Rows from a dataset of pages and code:
..............................

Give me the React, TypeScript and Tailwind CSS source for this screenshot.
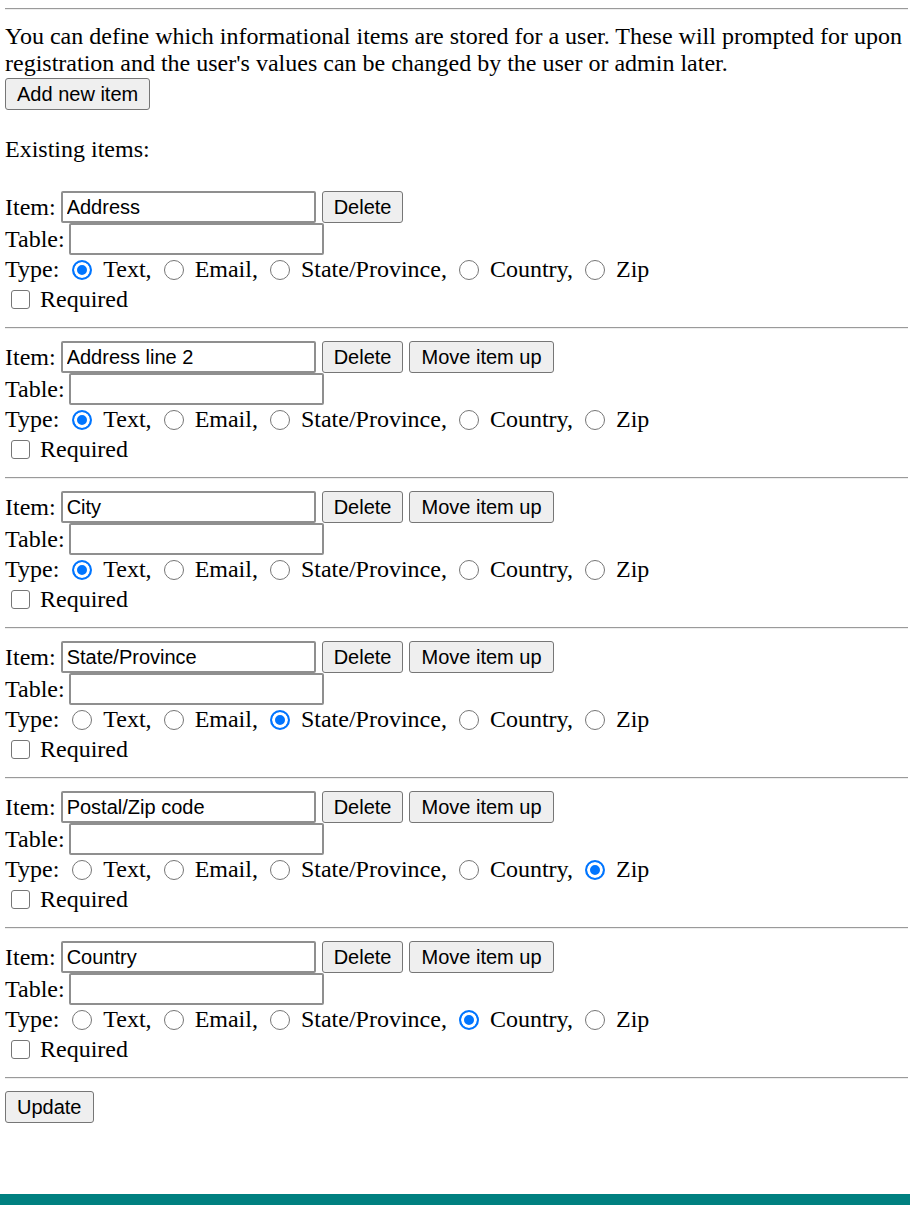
import React from "react";

type Item = {
  name: string;
  type: string;
  canMoveUp: boolean;
};

const items: Item[] = [
  { name: "Address", type: "text", canMoveUp: false },
  { name: "Address line 2", type: "text", canMoveUp: true },
  { name: "City", type: "text", canMoveUp: true },
  { name: "State/Province", type: "state", canMoveUp: true },
  { name: "Postal/Zip code", type: "zip", canMoveUp: true },
  { name: "Country", type: "country", canMoveUp: true },
];

const types = [
  { value: "text", label: "Text," },
  { value: "email", label: "Email," },
  { value: "state", label: "State/Province," },
  { value: "country", label: "Country," },
  { value: "zip", label: "Zip" },
];

const btn =
  "h-[32px] px-[11px] bg-[#efefef] border border-[#767676] rounded-[3px] text-[20px] leading-none text-black font-['Liberation_Sans',Arial,sans-serif]";

const field =
  "h-[32px] w-[255px] px-[4px] bg-white border-2 border-[#8f8f8f] rounded-[2px] text-[20px] text-black font-['Liberation_Sans',Arial,sans-serif] outline-none";

function Rule() {
  return <div className="h-[2px] border-t border-t-[#9a9a9a] border-b border-b-[#eeeeee]" />;
}

function ItemBlock({ item, idx }: { item: Item; idx: number }) {
  return (
    <div>
      {/* Item name + actions */}
      <div className="h-[32px] flex items-center">
        <span>Item:</span>
        <input className={`${field} ml-[5px]`} defaultValue={item.name} />
        <button className={`${btn} ml-[6px]`}>Delete</button>
        {item.canMoveUp && <button className={`${btn} ml-[6px]`}>Move item up</button>}
      </div>
      <div className="h-[32px] flex items-center">
        <span>Table:</span>
        <input className={`${field} ml-[4px]`} defaultValue="" />
      </div>
      <div className="h-[29px] flex items-center">
        <span className="pr-[1px]">Type:</span>
        {types.map((t) => (
          <label key={t.value} className="flex items-center">
            <input
              type="radio"
              name={`type-${idx}`}
              defaultChecked={item.type === t.value}
              className="appearance-none ml-[12px] w-[20px] h-[20px] rounded-full bg-white border border-[#767676] checked:border-2 checked:border-[#0075ff] checked:bg-[#0075ff] checked:shadow-[inset_0_0_0_3px_white]"
            />
            <span className="ml-[11px]">{t.label}</span>
          </label>
        ))}
      </div>
      <div className="h-[30px] flex items-center">
        <label className="flex items-center">
          <input
            type="checkbox"
            className="appearance-none ml-[6px] w-[19px] h-[19px] rounded-[3px] bg-white border border-[#767676]"
          />
          <span className="ml-[10px]">Required</span>
        </label>
      </div>
      <div className="mt-[13px]">
        <Rule />
      </div>
    </div>
  );
}

export default function App() {
  return (
    <div className="bg-white text-black text-[24px] leading-[normal] font-['Liberation_Serif','Times_New_Roman',serif]">
      <div className="pl-[5px] pr-[2px] pt-[8px]">
        <Rule />
        <p className="mt-[13px]">
          You can define which informational items are stored for a user. These will prompted for upon
          registration and the user's values can be changed by the user or admin later.
        </p>
        <button className={`${btn} block mt-[1px]`}>Add new item</button>
        <p className="mt-[26px]">Existing items:</p>

        <div className="mt-[28px] flex flex-col gap-[12px]">
          {items.map((it, i) => (
            <ItemBlock key={it.name} item={it} idx={i} />
          ))}
        </div>

        <button className={`${btn} block mt-[12px]`}>Update</button>
      </div>
      <div className="mt-[71px] h-[12px] bg-[#008080]" />
    </div>
  );
}
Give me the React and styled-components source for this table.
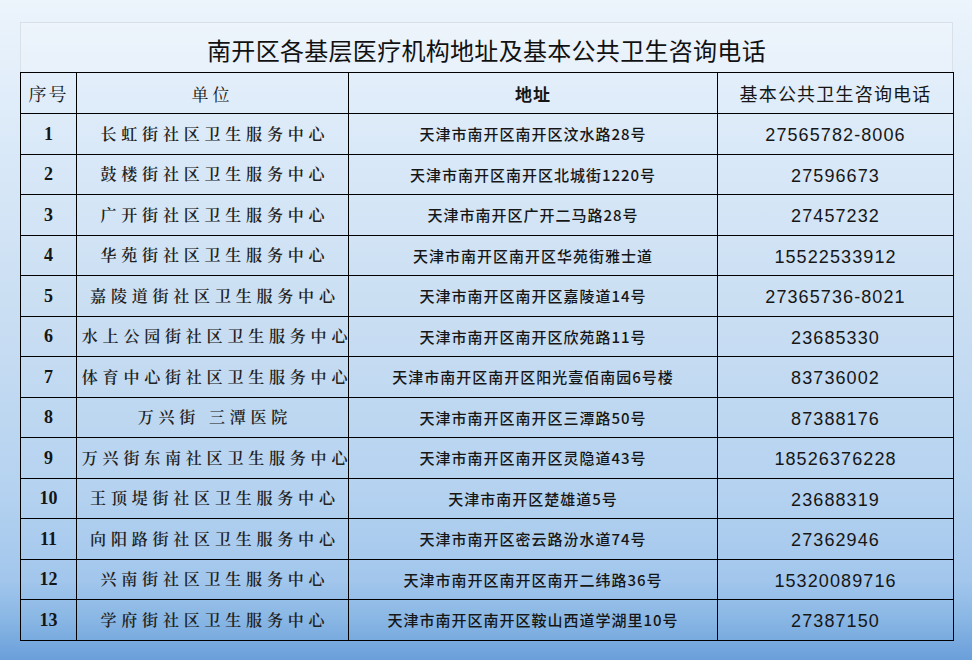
import React from "react";
import styled, { createGlobalStyle } from "styled-components";

const GlobalStyle = createGlobalStyle`
  html, body {
    margin: 0;
    padding: 0;
  }
  body {
    width: 972px;
    height: 660px;
    overflow: hidden;
    background: linear-gradient(
      to bottom,
      #ecf4fc 0%,
      #dae9f8 22%,
      #c8ddf2 50%,
      #b4d2f0 75%,
      #a2c6ec 88%,
      #88b6e4 94%,
      #6a9fda 100%
    );
    font-family: "Noto Sans CJK SC", "Liberation Sans", sans-serif;
    color: #111;
  }
`;

const Page = styled.div`
  box-sizing: border-box;
  width: 972px;
  height: 660px;
  padding: 22px 19px 0 20px;
`;

const TitleBox = styled.div`
  box-sizing: border-box;
  height: 50px;
  display: flex;
  align-items: center;
  justify-content: center;
  border: 1px solid #d9e0e8;
  border-bottom: none;
  background: rgba(255, 255, 255, 0.18);
  font-size: 24px;
  line-height: 1;
  font-weight: 400;
  letter-spacing: 0.3px;
  color: #111;
  padding-top: 4px;
`;

const Table = styled.table`
  width: 933px;
  border-collapse: collapse;
  table-layout: fixed;
`;

const HeadCell = styled.th`
  box-sizing: border-box;
  height: 41px;
  padding: 0;
  line-height: 1;
  border: 1px solid #000;
  font-weight: ${({ $weight }) => $weight || 400};
  font-family: ${({ $serif }) =>
    $serif
      ? `"Noto Serif CJK SC", "Noto Serif CJK", "Noto Sans CJK SC", serif`
      : `"Noto Sans CJK SC", sans-serif`};
  font-size: ${({ $size }) => $size || "17px"};
  letter-spacing: ${({ $spacing }) => $spacing || "1px"};
  color: #151515;
  text-align: center;
`;

const Cell = styled.td`
  box-sizing: border-box;
  height: 40.5px;
  padding: 0;
  line-height: 1;
  border: 1px solid #000;
  text-align: center;
  white-space: nowrap;
  overflow: visible;
`;

const NumCell = styled(Cell)`
  font-family: "Liberation Serif", "Times New Roman", serif;
  font-weight: 700;
  font-size: 18px;
  color: #151515;
`;

const UnitCell = styled(Cell)`
  font-family: "Noto Serif CJK SC", "Noto Serif CJK", "Noto Sans CJK SC", serif;
  font-weight: 600;
  font-size: 16px;
  letter-spacing: 4.8px;
  color: #222;
  padding-left: 4.8px;
`;

const AddrCell = styled(Cell)`
  font-family: "Noto Sans CJK SC", sans-serif;
  font-weight: 500;
  font-size: 15px;
  letter-spacing: 1px;
  color: #161616;
`;

const PhoneCell = styled(Cell)`
  font-family: "Liberation Sans", Arial, sans-serif;
  font-size: 18px;
  letter-spacing: 1.1px;
  color: #161616;
  padding-top: 3px;
`;

const rows = [
  ["1", "长虹街社区卫生服务中心", "天津市南开区南开区汶水路28号", "27565782-8006"],
  ["2", "鼓楼街社区卫生服务中心", "天津市南开区南开区北城街1220号", "27596673"],
  ["3", "广开街社区卫生服务中心", "天津市南开区广开二马路28号", "27457232"],
  ["4", "华苑街社区卫生服务中心", "天津市南开区南开区华苑街雅士道", "15522533912"],
  ["5", "嘉陵道街社区卫生服务中心", "天津市南开区南开区嘉陵道14号", "27365736-8021"],
  ["6", "水上公园街社区卫生服务中心", "天津市南开区南开区欣苑路11号", "23685330"],
  ["7", "体育中心街社区卫生服务中心", "天津市南开区南开区阳光壹佰南园6号楼", "83736002"],
  ["8", "万兴街 三潭医院", "天津市南开区南开区三潭路50号", "87388176"],
  ["9", "万兴街东南社区卫生服务中心", "天津市南开区南开区灵隐道43号", "18526376228"],
  ["10", "王顶堤街社区卫生服务中心", "天津市南开区楚雄道5号", "23688319"],
  ["11", "向阳路街社区卫生服务中心", "天津市南开区密云路汾水道74号", "27362946"],
  ["12", "兴南街社区卫生服务中心", "天津市南开区南开区南开二纬路36号", "15320089716"],
  ["13", "学府街社区卫生服务中心", "天津市南开区南开区鞍山西道学湖里10号", "27387150"],
];

export default function App() {
  return (
    <>
      <GlobalStyle />
      <Page>
        <TitleBox>南开区各基层医疗机构地址及基本公共卫生咨询电话</TitleBox>
        <Table>
          <colgroup>
            <col style={{ width: "56px" }} />
            <col style={{ width: "272px" }} />
            <col style={{ width: "369px" }} />
            <col style={{ width: "236px" }} />
          </colgroup>
          <thead>
            <tr>
              <HeadCell $serif $size="18px" $spacing="2px">
                序号
              </HeadCell>
              <HeadCell $serif $size="17px" $spacing="4px">
                单位
              </HeadCell>
              <HeadCell $size="17px" $spacing="1px" $weight={700}>
                地址
              </HeadCell>
              <HeadCell $size="18px" $spacing="1.2px">
                基本公共卫生咨询电话
              </HeadCell>
            </tr>
          </thead>
          <tbody>
            {rows.map(([no, unit, addr, phone]) => (
              <tr key={no}>
                <NumCell>{no}</NumCell>
                <UnitCell>{unit}</UnitCell>
                <AddrCell>{addr}</AddrCell>
                <PhoneCell>{phone}</PhoneCell>
              </tr>
            ))}
          </tbody>
        </Table>
      </Page>
    </>
  );
}
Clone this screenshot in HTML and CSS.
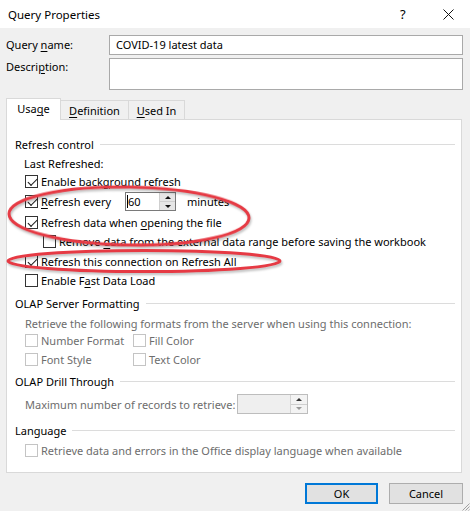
FILE: index.html
```html
<!DOCTYPE html>
<html>
<head>
<meta charset="utf-8">
<link rel="stylesheet" href="styles.css">
</head>
<body>
<div class="window">
  <div class="titlebar">
    <span class="title">Query Properties</span>
    <span class="help">?</span>
    <span class="close"><svg width="11" height="11" viewBox="0 0 11 11"><path d="M0.5 0.5 L10.5 10.5 M10.5 0.5 L0.5 10.5" stroke="#111" stroke-width="1"/></svg></span>
  </div>
  <div class="content">
    <div class="field">
      <div class="flabel">Query <u>n</u>ame:</div>
      <div class="input">COVID-19 latest data</div>
    </div>
    <div class="field desc">
      <div class="flabel">Descri<u>p</u>tion:</div>
      <div class="input tall"></div>
    </div>
    <div class="tabs">
      <div class="tab active">Usa<u>g</u>e</div>
      <div class="tab t-def"><u>D</u>efinition</div>
      <div class="tab t-used"><u>U</u>sed In</div>
    </div>
    <div class="panel">
      <div class="group h20"><span>Refresh control</span><i class="rule"></i></div>
      <div class="row h18 lr">Last Refreshed:</div>
      <div class="row h18"><span class="cb on"></span><span>Enable back<u>g</u>round refresh</span></div>
      <div class="row h23"><span class="cb on"></span><span class="every"><u>R</u>efresh every</span>
        <span class="spin"><span class="spin-text"><i class="caret"></i>60</span><span class="spin-btns"><span class="sb up"></span><span class="sb down"></span></span></span>
        <span class="minutes">minutes</span></div>
      <div class="row h19"><span class="cb on"></span><span>Refresh data when <u>o</u>pening the file</span></div>
      <div class="row h19 indent"><span class="cb"></span><span>Remove <u>d</u>ata from the external data range before saving the workbook</span></div>
      <div class="row h20"><span class="cb on"></span><span>Refresh this connection on Refresh <u>A</u>ll</span></div>
      <div class="row h19"><span class="cb"></span><span>Enable F<u>a</u>st Data Load</span></div>

      <div class="group h26"><span>OLAP Server Formatting</span><i class="rule"></i></div>
      <div class="row h14 dis">Retrieve the following formats from the server when using this connection:</div>
      <div class="row h20 dis"><span class="cell"><span class="cb off"></span><span>Number Format</span></span><span class="cell"><span class="cb off"></span><span>Fill Color</span></span></div>
      <div class="row h18 dis"><span class="cell"><span class="cb off"></span><span>Font Style</span></span><span class="cell"><span class="cb off"></span><span>Text Color</span></span></div>

      <div class="group h26"><span>OLAP Drill Through</span><i class="rule"></i></div>
      <div class="row h20 dis"><span class="maxlabel">Maximum number of records to retrieve:</span>
        <span class="spin disabled"><span class="spin-text"></span><span class="spin-btns"><span class="sb up"></span><span class="sb down"></span></span></span></div>

      <div class="group h20 lang"><span>Language</span><i class="rule"></i></div>
      <div class="row h20 dis"><span class="cb off"></span><span>Retrieve data and errors in the Office display language when available</span></div>
    </div>
    <div class="buttons">
      <div class="btn default">OK</div>
      <div class="btn">Cancel</div>
    </div>
  </div>
  <svg class="marks" width="470" height="511" viewBox="0 0 470 511">
    <ellipse cx="129" cy="216" rx="120" ry="29" transform="rotate(1 129 216)" class="ring"/>
    <ellipse cx="144" cy="261" rx="136" ry="10.5" class="ring"/>
  </svg>
  <svg class="grip" width="9" height="9" viewBox="0 0 9 9">
    <path d="M8.5 1.5 L1.5 8.5 M8.5 4.5 L4.5 8.5 M8.5 7.5 L7.5 8.5" stroke="#a0a0a0" stroke-width="1"/>
  </svg>
</div>
</body>
</html>
```

FILE: styles.css
```css
* { box-sizing: border-box; }
html, body { margin: 0; padding: 0; }
body {
  width: 470px;
  height: 511px;
  overflow: hidden;
  font-family: "Noto Sans", "Liberation Sans", sans-serif;
  font-size: 11px;
  color: #000;
  white-space: nowrap;
}
u { text-decoration: underline; text-underline-offset: 2px; text-decoration-thickness: 1px; }

.window {
  position: relative;
  width: 470px;
  height: 511px;
  background: #f0f0f0;
  display: flex;
  flex-direction: column;
}

.titlebar {
  height: 28px;
  background: #fff;
  display: flex;
  align-items: center;
  padding-left: 8px;
  font-size: 11.5px;
}
.title { flex: 1; }
.help { width: 10px; margin-right: 33px; font-size: 13px; }
.close { width: 11px; margin-right: 16px; display: flex; }

.content {
  flex: 1;
  display: flex;
  flex-direction: column;
  padding: 7px 7px 0 6px;
}

.field { display: flex; height: 20px; }
.field.desc { margin-top: 3px; height: 32px; }
.flabel { width: 103px; line-height: 18px; padding-top: 1px; }
.field.desc .flabel { padding-top: 0; }
.input {
  flex: 1;
  border: 1px solid #a9a9a9;
  background: #fff;
  padding: 0 6px;
  line-height: 18px;
}
.input.tall { height: 32px; }

.tabs {
  display: flex;
  margin-top: 8px;
  height: 21px;
  align-items: flex-end;
  position: relative;
  z-index: 1;
}
.tab {
  height: 19px;
  border: 1px solid #d9d9d9;
  border-bottom: none;
  display: flex;
  align-items: center;
  justify-content: center;
  padding-top: 1px;
}
.tab.active {
  width: 55px;
  height: 22px;
  background: #fff;
  margin-bottom: -1px;
  border-color: #d9d9d9;
  padding-top: 0;
  padding-bottom: 2px;
}
.t-def { width: 68px; border-left: none; }
.t-used { width: 56px; border-left: none; }

.panel {
  width: 456px;
  height: 354px;
  background: #fff;
  border: 1px solid #d9d9d9;
  padding-top: 14px;
  display: flex;
  flex-direction: column;
}

.group {
  display: flex;
  align-items: center;
  padding-left: 8px;
  padding-right: 6px;
}
.group .rule {
  flex: 1;
  border-top: 1px solid #dcdcdc;
  margin-left: 6px;
  height: 0;
}
.group.lang { margin-top: 6px; }

.row {
  display: flex;
  align-items: center;
  padding-left: 18px;
}
.row.lr { padding-left: 17px; }
.row.indent { padding-left: 36px; }
.h14 { height: 14px; }
.h18 { height: 18px; }
.h19 { height: 19px; }
.h20 { height: 20px; }
.h23 { height: 23px; }
.h26 { height: 26px; }

.cb {
  width: 13px;
  height: 13px;
  border: 1px solid #333;
  background: #fff;
  margin-right: 3px;
  flex: none;
  position: relative;
}
.cb.on::after {
  content: "";
  position: absolute;
  left: 2px;
  top: 1px;
  width: 7px;
  height: 4px;
  border-left: 1px solid #222;
  border-bottom: 1px solid #222;
  transform: translate(0.5px, 1.5px) rotate(-45deg) scaleX(1.15);
  transform-origin: center;
}
.cb.off { border-color: #c4c4c4; }

.dis { color: #6d6d6d; }

.every { width: 84px; }
.spin {
  width: 51px;
  height: 19px;
  border: 1px solid #7a7a7a;
  background: #fff;
  display: flex;
}
.spin-text {
  flex: 1;
  display: flex;
  align-items: center;
  padding-left: 1px;
  line-height: 17px;
}
.caret {
  width: 1px;
  height: 13px;
  background: #000;
}
.spin-btns {
  width: 16px;
  display: flex;
  flex-direction: column;
  border-left: 1px solid #cfcfcf;
}
.sb {
  flex: 1;
  background: #e6e6e6;
  display: flex;
  align-items: center;
  justify-content: center;
}
.sb.up { border-bottom: 1px solid #cfcfcf; }
.sb::after {
  content: "";
  width: 0;
  height: 0;
  border-left: 3px solid transparent;
  border-right: 3px solid transparent;
}
.sb.up::after { border-bottom: 3px solid #111; }
.sb.down::after { border-top: 3px solid #111; }
.minutes { margin-left: 11px; }

.spin.disabled {
  width: 71px;
  height: 20px;
  border-color: #bdbdbd;
  background: #efefef;
}
.spin.disabled .spin-btns { border-left-color: #d4d4d4; width: 17px; }
.spin.disabled .sb { background: #f3f3f3; }
.spin.disabled .sb.up::after { border-bottom-color: #333; }
.spin.disabled .sb.down::after { border-top-color: #9a9a9a; }

.cell { display: flex; align-items: center; width: 108px; }
.maxlabel { width: 212px; }

.buttons {
  display: flex;
  justify-content: flex-end;
  gap: 11px;
  margin-top: 10px;
}
.btn {
  width: 74px;
  height: 21px;
  background: #e1e1e1;
  border: 1px solid #adadad;
  display: flex;
  align-items: center;
  justify-content: center;
}
.btn.default {
  width: 73px;
  border: 2px solid #0078d7;
}

.marks {
  position: absolute;
  left: 0;
  top: 0;
  pointer-events: none;
}
.ring {
  fill: none;
  stroke: #e63a44;
  stroke-width: 3;
  filter: drop-shadow(1px 2px 1px rgba(0, 0, 0, 0.25));
}
.grip {
  position: absolute;
  right: 0;
  bottom: 0;
}
```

..............................

EXERCISE GOAL: Locate the word "Give" in the records and collect each line it appears in.

OUTPUT FOR THIS EXERCISE:
Give me the React, TypeScript and Tailwind CSS source for this screenshot.
Give me the React and styled-components source for this table.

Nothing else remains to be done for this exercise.